The Antin fund has launched a voluntary takeover bid for 100% of the Spanish energy company Opdenergy, as announced this Monday in a note to the National Securities Market Commission (CNMV). The Franco-Luxembourg firm offers 5.85 euros per title, which yields a premium of 46% over last Friday’s price.

The operation is subject to acceptance by at least 75% of the share capital. This is a friendly operation that follows a prior agreement with the founding shareholders and its current CEO, Luis Cid Suárez, who jointly own close to 71% of the company, and who have signed irrevocable commitments to sell all their shares to Antin.

In this way, it only remains to access 3.813% of the capital so that it can jump ahead. Should the deal close successfully, Antin intends to delist Opdenergy.

The offer is conditional on obtaining the relevant authorizations, mainly the approval of Industry since the anti-opas shield of the pandemic is still active. The offering fund specifies that it intends to maintain Opdenergy’s headquarters in Spain.
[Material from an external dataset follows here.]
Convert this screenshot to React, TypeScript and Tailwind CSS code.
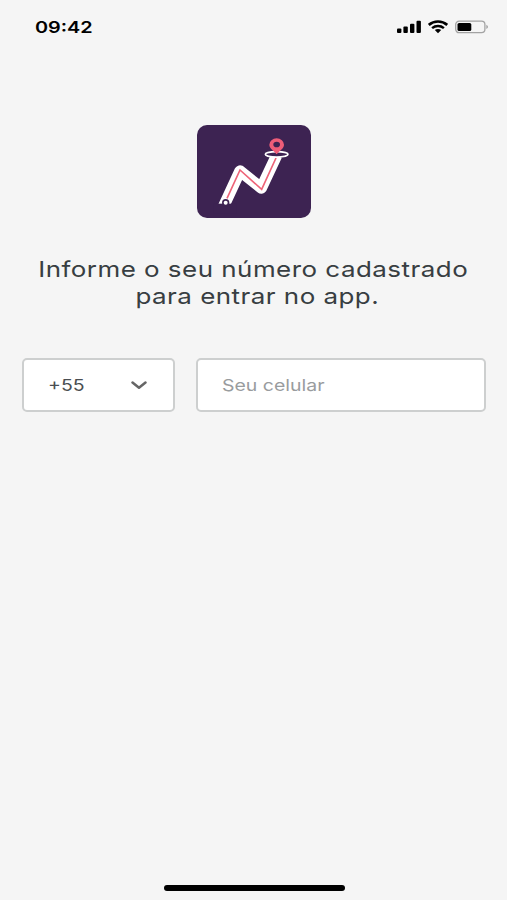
import React, { useState } from 'react';

function StatusBar() {
  return (
    <header className="flex h-[54px] items-center justify-between pr-[18px] pl-[35px]">
      <span className="origin-left scale-x-[1.24] text-[16px] leading-none font-semibold text-black">09:42</span>
      <div className="flex items-center">
        <svg width="24" height="14" viewBox="0 0 24 14" fill="black">
          <rect x="0" y="8.6" width="4.4" height="4.4" rx="1" />
          <rect x="6.4" y="6.4" width="4.4" height="6.6" rx="1" />
          <rect x="13" y="3.8" width="4.4" height="9.2" rx="1" />
          <rect x="19.5" y="0.8" width="4.4" height="12.2" rx="1" />
        </svg>
        <svg className="ml-[7px]" width="20" height="14" viewBox="0 0 20 14" fill="none" stroke="black">
          <path d="M0.8 4.9C6 .4 14 .4 19.2 4.9" strokeWidth="2.6" />
          <path d="M4.1 8.1C7.5 5.2 12.5 5.2 15.9 8.1" strokeWidth="2.5" />
          <path d="M6.8 10.1c1.9-1.6 4.5-1.6 6.4 0L10 13.2z" fill="black" stroke="none" />
        </svg>
        <svg className="ml-[7px]" width="34" height="14" viewBox="0 0 34 14" fill="none">
          <rect x="0.7" y="1.1" width="29.2" height="11.6" rx="3.4" stroke="#a3a3a3" strokeWidth="1.3" />
          <rect x="2.5" y="2.9" width="13.8" height="8.2" rx="1.6" fill="black" />
          <path d="M31.3 4.8v4.2c2.2-.8 2.2-3.4 0-4.2z" fill="#a3a3a3" />
        </svg>
      </div>
    </header>
  );
}

function Logo() {
  return (
    <svg className="mt-[71px] h-[93px] w-[114px]" viewBox="21 21 342 279" fill="none">
      <rect x="21" y="21" width="342" height="279" rx="30" fill="#3d2352" />
      <path d="M98 271L150 159L214 210L260 112" stroke="white" strokeWidth="34" strokeLinejoin="round" />
      <path d="M111 241L150 156L215 214L258 120" stroke="#ee6478" strokeWidth="5" />
      <ellipse cx="260" cy="109" rx="34" ry="8" fill="#3d2352" stroke="white" strokeWidth="5" />
      <path
        fillRule="evenodd"
        d="M260 109C253 98 238 93 238 80a22 19 0 0 1 44 0c0 13-15 18-22 29zM260 71a10 8.5 0 1 0 0 17a10 8.5 0 0 0 0-17z"
        fill="#ee5d78"
      />
      <rect x="70" y="257" width="70" height="30" fill="#3d2352" />
      <circle cx="107" cy="254" r="11" fill="#3d2352" />
      <circle cx="107" cy="254" r="6" fill="white" />
    </svg>
  );
}

export default function App() {
  const [phone, setPhone] = useState('');

  return (
    <main className="flex h-[900px] w-full flex-col overflow-hidden bg-[#f5f5f5] font-[Inter,sans-serif]">
      <StatusBar />

      <section className="flex flex-col items-center">
        <Logo />
        <h1 className="mt-[38px] flex flex-col items-center text-[22px] leading-[27px] whitespace-nowrap text-[#383e42]">
          <span className="scale-x-[1.18] tracking-[0.4px]">Informe o seu número cadastrado</span>
          <span className="ml-[7px] scale-x-[1.18] tracking-[0.4px]">para entrar no app.</span>
        </h1>
      </section>

      <form className="mt-[48px] flex gap-[21px] pr-[21px] pl-[22px]">
        <button
          type="button"
          className="flex h-[54px] w-[153px] shrink-0 items-center justify-between rounded-[5px] border-2 border-[#cdcfcf] bg-white pr-[26px] pl-[24px]"
        >
          <span className="origin-left scale-x-[1.18] text-[16.5px] text-[#4a4e52]">+55</span>
          <svg width="16" height="9" viewBox="0 0 16 9" fill="none" stroke="#666" strokeWidth="2.5">
            <path d="M1.5 1.5L8 6.8l6.5-5.3" strokeLinecap="round" strokeLinejoin="round" />
          </svg>
        </button>
        <div className="flex h-[54px] flex-1 items-center rounded-[5px] border-2 border-[#cdcfcf] bg-white pl-[24px]">
          <input
            type="tel"
            value={phone}
            onChange={(e) => setPhone(e.target.value)}
            placeholder="Seu celular"
            className="w-[200px] origin-left scale-x-[1.18] bg-transparent text-[16.5px] text-[#4a4e52] outline-none placeholder:text-[#999c9e]"
          />
        </div>
      </form>

      <div className="mx-auto mt-auto mb-[9px] h-[6px] w-[181px] translate-x-px rounded-full bg-black" />
    </main>
  );
}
Antin plans to actively contribute to Opdenergy’s development and sustained growth by providing capital and expertise to support the company’s ambition to become one of the leading global renewable energy platforms. It has 904 MW in operation, 951 MW under construction and pre-construction (as of March 31), with projects developed in Spain, the US, Chile, Italy and Mexico.

The business model is fundamentally based on long-term private power purchase and sale contracts (PPAs) with private entities (as of March 31, 2023, 70% of the production is contracted with long-term PPAs with highly solvent counterparties) and to a lesser extent to the sale of energy to the market.

Opdenergy had debuted on the stock market in 2022, in a dry period in similar operations. At the opening of this Monday, its shares are revalued by 43%, just below the purchase price.